▶ **WHAT YOU NEED TO DO**
Make an exact copy of the lines below.

▶ **ENTRIES**
══════════════════════════════

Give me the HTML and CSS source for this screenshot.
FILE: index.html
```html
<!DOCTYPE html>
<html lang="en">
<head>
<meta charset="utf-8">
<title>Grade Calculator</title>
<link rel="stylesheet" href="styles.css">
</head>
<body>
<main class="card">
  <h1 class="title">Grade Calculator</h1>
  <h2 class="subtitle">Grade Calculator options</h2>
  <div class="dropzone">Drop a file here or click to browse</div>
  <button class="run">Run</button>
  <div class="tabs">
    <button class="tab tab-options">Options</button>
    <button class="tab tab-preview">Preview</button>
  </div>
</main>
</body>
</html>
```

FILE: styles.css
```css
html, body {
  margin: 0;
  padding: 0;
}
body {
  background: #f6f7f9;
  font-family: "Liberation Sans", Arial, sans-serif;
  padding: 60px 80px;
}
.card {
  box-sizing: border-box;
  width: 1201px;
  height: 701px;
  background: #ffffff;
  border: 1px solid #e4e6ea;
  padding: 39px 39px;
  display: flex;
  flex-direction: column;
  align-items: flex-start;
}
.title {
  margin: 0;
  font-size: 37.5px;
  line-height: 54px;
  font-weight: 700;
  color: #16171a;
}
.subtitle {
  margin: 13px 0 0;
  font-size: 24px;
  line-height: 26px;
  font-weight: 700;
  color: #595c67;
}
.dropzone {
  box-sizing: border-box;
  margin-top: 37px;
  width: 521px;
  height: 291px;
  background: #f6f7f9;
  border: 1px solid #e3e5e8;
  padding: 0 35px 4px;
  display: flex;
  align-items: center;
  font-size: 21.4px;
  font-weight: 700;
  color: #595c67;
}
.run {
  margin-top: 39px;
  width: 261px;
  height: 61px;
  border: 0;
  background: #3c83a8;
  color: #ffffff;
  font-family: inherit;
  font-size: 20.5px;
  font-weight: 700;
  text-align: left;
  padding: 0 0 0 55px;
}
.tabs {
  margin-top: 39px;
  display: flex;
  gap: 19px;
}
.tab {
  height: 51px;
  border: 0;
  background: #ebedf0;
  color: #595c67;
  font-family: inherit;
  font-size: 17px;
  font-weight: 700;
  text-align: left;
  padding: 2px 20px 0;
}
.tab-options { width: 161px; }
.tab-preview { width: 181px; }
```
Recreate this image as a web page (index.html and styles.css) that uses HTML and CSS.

══════════════════════════════

▶ **OUTPUT**
Give me the HTML and CSS source for this screenshot.
FILE: index.html
```html
<!DOCTYPE html>
<html lang="en">
<head>
<meta charset="utf-8">
<title>Grade Calculator</title>
<link rel="stylesheet" href="styles.css">
</head>
<body>
<main class="card">
  <h1 class="title">Grade Calculator</h1>
  <h2 class="subtitle">Grade Calculator options</h2>
  <div class="dropzone">Drop a file here or click to browse</div>
  <button class="run">Run</button>
  <div class="tabs">
    <button class="tab tab-options">Options</button>
    <button class="tab tab-preview">Preview</button>
  </div>
</main>
</body>
</html>
```

FILE: styles.css
```css
html, body {
  margin: 0;
  padding: 0;
}
body {
  background: #f6f7f9;
  font-family: "Liberation Sans", Arial, sans-serif;
  padding: 60px 80px;
}
.card {
  box-sizing: border-box;
  width: 1201px;
  height: 701px;
  background: #ffffff;
  border: 1px solid #e4e6ea;
  padding: 39px 39px;
  display: flex;
  flex-direction: column;
  align-items: flex-start;
}
.title {
  margin: 0;
  font-size: 37.5px;
  line-height: 54px;
  font-weight: 700;
  color: #16171a;
}
.subtitle {
  margin: 13px 0 0;
  font-size: 24px;
  line-height: 26px;
  font-weight: 700;
  color: #595c67;
}
.dropzone {
  box-sizing: border-box;
  margin-top: 37px;
  width: 521px;
  height: 291px;
  background: #f6f7f9;
  border: 1px solid #e3e5e8;
  padding: 0 35px 4px;
  display: flex;
  align-items: center;
  font-size: 21.4px;
  font-weight: 700;
  color: #595c67;
}
.run {
  margin-top: 39px;
  width: 261px;
  height: 61px;
  border: 0;
  background: #3c83a8;
  color: #ffffff;
  font-family: inherit;
  font-size: 20.5px;
  font-weight: 700;
  text-align: left;
  padding: 0 0 0 55px;
}
.tabs {
  margin-top: 39px;
  display: flex;
  gap: 19px;
}
.tab {
  height: 51px;
  border: 0;
  background: #ebedf0;
  color: #595c67;
  font-family: inherit;
  font-size: 17px;
  font-weight: 700;
  text-align: left;
  padding: 2px 20px 0;
}
.tab-options { width: 161px; }
.tab-preview { width: 181px; }
```
Recreate this image as a web page (index.html and styles.css) that uses HTML and CSS.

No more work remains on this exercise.